There are two rules for navigating the internet, and rules one and two are the same for good reason: Do not speak about /b/ on 4chan. /b/ is the site’s “no rules” random message board. Anything can be posted on /b/ as long as it doesn’t overtly break any U.S. laws; however, that is an extremely loose boundary. Animal abuse is illegal, and yet images of graphic animal abuse, gore, and porn frequently populated the boards.

I thought I saw some weird shit after accidentally stumbling into the vore tag on Tumblr, but nothing compared to the things I saw on the /b/ board. The only “rule” that seemed to stand in the “no rules” land was that one could be banned from the board for any reason, including no reason at all. I never got banned, which is surprising considering how much I stayed on the necks of /b/ and /pol/ users. I still wonder if the “moderators” of the board were also laughing at the key smashing and mouth foaming that occurred during my hours of trolling.

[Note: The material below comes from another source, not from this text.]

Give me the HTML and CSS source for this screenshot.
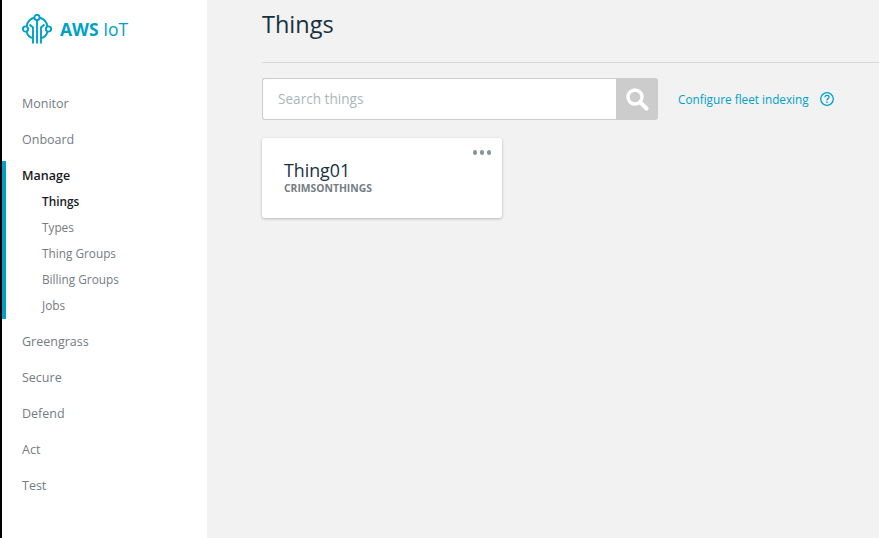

I learned how to be a troll from /b/. The entire point of the board was to “do it for the lulz,” and I quickly realized trolling is not fun unless you’re eliciting some type of response from a stranger. Perhaps my success at doing just that was the reason I never got banned.

Another board I populated was the /pol/ (politically incorrect) board, where I had a lot of my fun. The users on that board were a lot more sensitive and easier to rile up. Where /b/ was sheer debauchery, 2012–2014 /pol/ was a white supremacist’s wet dream. It tickled me whenever I accused users of being simps for the women and ethnicities they hated. The amount of death threats and doxxing attempts I got on /pol/ only fueled my joy.

The symbiotic relationship between feeling empty sparks of joy while simultaneously subjecting my young psyche to violence for hours every day was unsustainable. By the end of my trolling career, I was just a lurker on 4chan, there to see when users were planning to invade Tumblr and also secretly praying that every allegedly planned attack I saw was just another hoax. Seeing the constant replays of Eric Garner’s dying breaths, along with constant images of Black death, broke me from the site completely.